In an embodiment, heavy hydrocarbons are produced as a first mixture from a first section of a hydrocarbon containing formation. Heavy hydrocarbons may include hydrocarbons with an API gravity below about 20°, 15°, or 10°. Heat provided to the first section may mobilize at least some hydrocarbons within the first section. The first mixture may include at least some mobilized hydrocarbons from the first section. Heavy hydrocarbons in the first mixture may include a relatively high asphaltene content compared to saturated hydrocarbon content. For example, heavy hydrocarbons in the first mixture may include an asphaltene content to saturated hydrocarbon content ratio greater than about 1, greater than about 1. 5, or greater than about 2.

Heat provided to a second section of the formation may pyrolyze at least some hydrocarbons within the second section. A second mixture may be produced from the second section. The second mixture may include at least some pyrolyzed hydrocarbons from the second section. Pyrolyzed hydrocarbons from the second section may include light hydrocarbons produced in the second section. The second mixture may include relatively higher amounts (as compared to heavy hydrocarbons or hydrocarbons found in the formation) of hydrocarbons such as naphtha, methane, ethane, or propane (i. e. , saturated hydrocarbons) and/or aromatic hydrocarbons. In some embodiments, light hydrocarbons may include an asphaltene content to saturated hydrocarbon content ratio less than about 0.5, less than about 0.05, or less than about 0.005.

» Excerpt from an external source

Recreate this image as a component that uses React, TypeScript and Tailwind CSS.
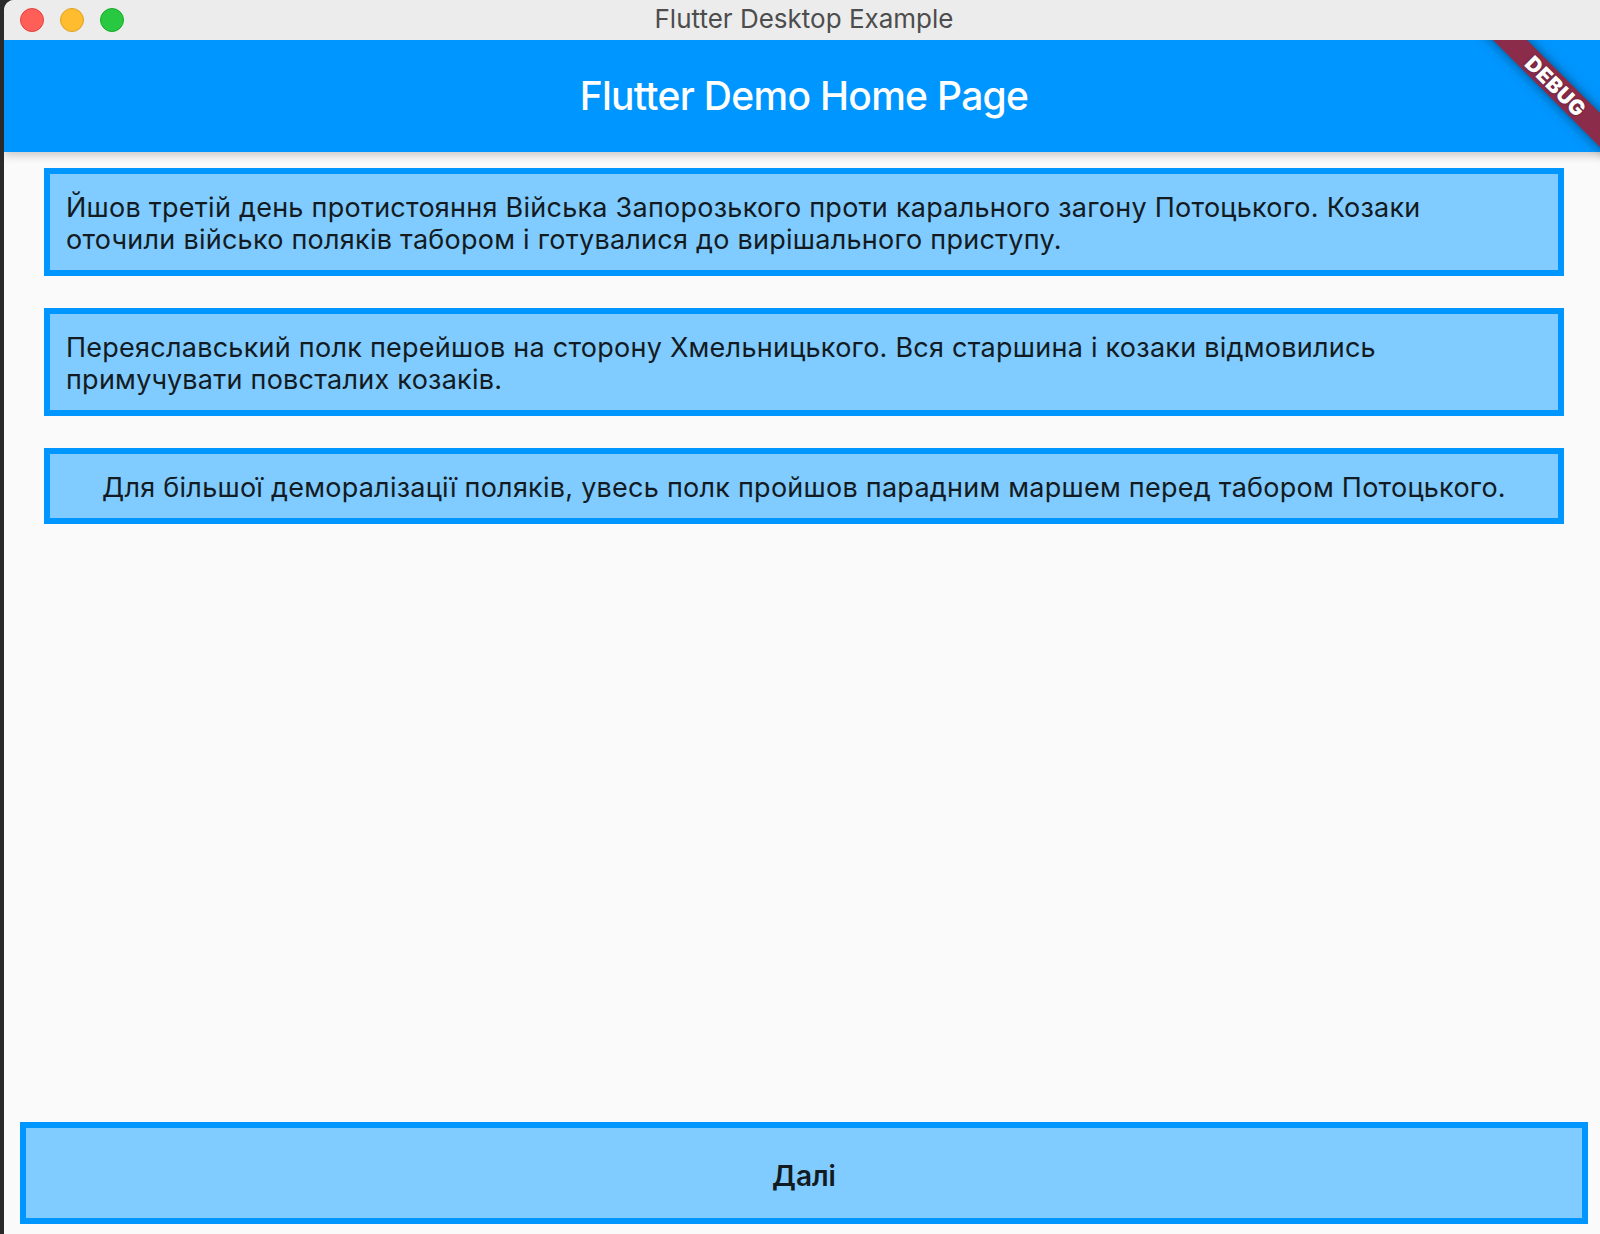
import React from "react";

const lines1 = [
  "Йшов третій день протистояння Війська Запорозького проти карального загону Потоцького. Козаки",
  "оточили військо поляків табором і готувалися до вирішального приступу.",
];
const lines2 = [
  "Переяславський полк перейшов на сторону Хмельницького. Вся старшина і козаки відмовились",
  "примучувати повсталих козаків.",
];
const line3 =
  "Для більшої деморалізації поляків, увесь полк пройшов парадним маршем перед табором Потоцького.";

function Box({ children, center }: { children: React.ReactNode; center?: boolean }) {
  return (
    <div
      className={`border-[6px] border-[#0096ff] bg-[#80cbff] px-[16px] pt-[18px] pb-[14px] text-[27px] leading-[32px] tracking-[0.25px] whitespace-nowrap text-[#131b22] ${
        center ? "text-center" : "text-left"
      }`}
    >
      {children}
    </div>
  );
}

export default function App() {
  return (
    <div
      className="relative h-[1234px] w-[1600px] overflow-hidden bg-[#2a2a2a]"
      style={{ fontFamily: "Inter, 'Noto Sans', sans-serif" }}
    >
      <div className="ml-[4px] flex h-full w-[1600px] flex-col overflow-hidden rounded-tl-[10px] bg-[#fafafa]">
        {/* title bar */}
        <div className="grid h-[40px] shrink-0 grid-cols-[1fr_auto_1fr] items-center bg-[#ececec]">
          <div className="flex items-center gap-[16px] pl-[16px]">
            <span className="h-[24px] w-[24px] rounded-full border border-[#e0443e] bg-[#ff5f57]" />
            <span className="h-[24px] w-[24px] rounded-full border border-[#dea123] bg-[#febc2e]" />
            <span className="h-[24px] w-[24px] rounded-full border border-[#1aab29] bg-[#28c840]" />
          </div>
          <div className="pb-[3px] text-[26px] leading-[37px] text-[#4d4d4d]">Flutter Desktop Example</div>
          <div />
        </div>

        {/* content */}
        <div className="relative flex flex-1 flex-col overflow-hidden">
          <div className="relative z-10 flex h-[112px] shrink-0 items-center justify-center bg-[#0096ff] shadow-[0_4px_8px_rgba(0,0,0,0.18)]">
            <span className="text-[39px] font-medium tracking-[-0.7px] text-white">Flutter Demo Home Page</span>
          </div>

          <div className="flex flex-1 flex-col gap-[32px] px-[40px] pt-[16px]">
            <Box>
              {lines1.map((l) => (
                <div key={l}>{l}</div>
              ))}
            </Box>
            <Box>
              {lines2.map((l) => (
                <div key={l}>{l}</div>
              ))}
            </Box>
            <Box center>{line3}</Box>
          </div>

          <div className="px-[16px] pb-[10px]">
            <div className="flex h-[102px] items-center justify-center border-[6px] border-[#0096ff] bg-[#80cbff] pt-[6px]">
              <span className="text-[28px] font-semibold text-[#131b22]">Далі</span>
            </div>
          </div>

          {/* debug banner */}
          <div className="absolute left-[1402px] top-[34px] z-20 flex h-[24px] w-[300px] rotate-45 items-center justify-center bg-[#8a2c4a] shadow-[0_0_12px_rgba(0,0,0,0.5)]">
            <span className="text-[21px] font-black leading-none tracking-[0.5px] text-white [text-shadow:0_0_2px_rgba(0,0,0,0.5)]">
              DEBUG
            </span>
          </div>
        </div>
      </div>
    </div>
  );
}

A condensable fraction of the light hydrocarbons of the second mixture may be used as a blending agent.

The presence of compounds in the blending agent in addition to naphtha may allow the blending agent to dissolve a large amount of asphaltenes and/or solid hydrocarbons. The blending agent may be used to clean tanks, pipelines or other vessels that have solid (or semi-solid) hydrocarbon deposits.

The light hydrocarbons of the second mixture may include less nitrogen, oxygen, and/or sulfur than heavy hydrocarbons. For example, light hydrocarbons may have a nitrogen, oxygen, and sulfur combined weight percentage of less than about 5 %, less than about 2 %, or less than about 1 %. Heavy hydrocarbons may have a nitrogen, oxygen, and sulfur combined weight percentage greater than about 10 %, greater than about 15 %, or greater than about 18 %. Light hydrocarbons may have an API gravity greater than about 20°, greater than about 30° or greater than about 40°.

The first mixture and the second mixture may be blended to produce a third mixture. The third mixture may be formed in a surface facility located at or near production facilities for the heavy hydrocarbons. The third mixture may have a selected API gravity. The selected API gravity may be at least about 10° or, in some

embodiments, at least about 20° or 30°. The API gravity may be selected to allow the third mixture to be efficiently transported (e. g. , through a pipeline).

A ratio of the first mixture to the second mixture in the third mixture may be determined by the API gravities of the first mixture and the second mixture. For example, the lower the API gravity of the first mixture, the more of the second mixture that may be needed to produce a selected API gravity in the third mixture.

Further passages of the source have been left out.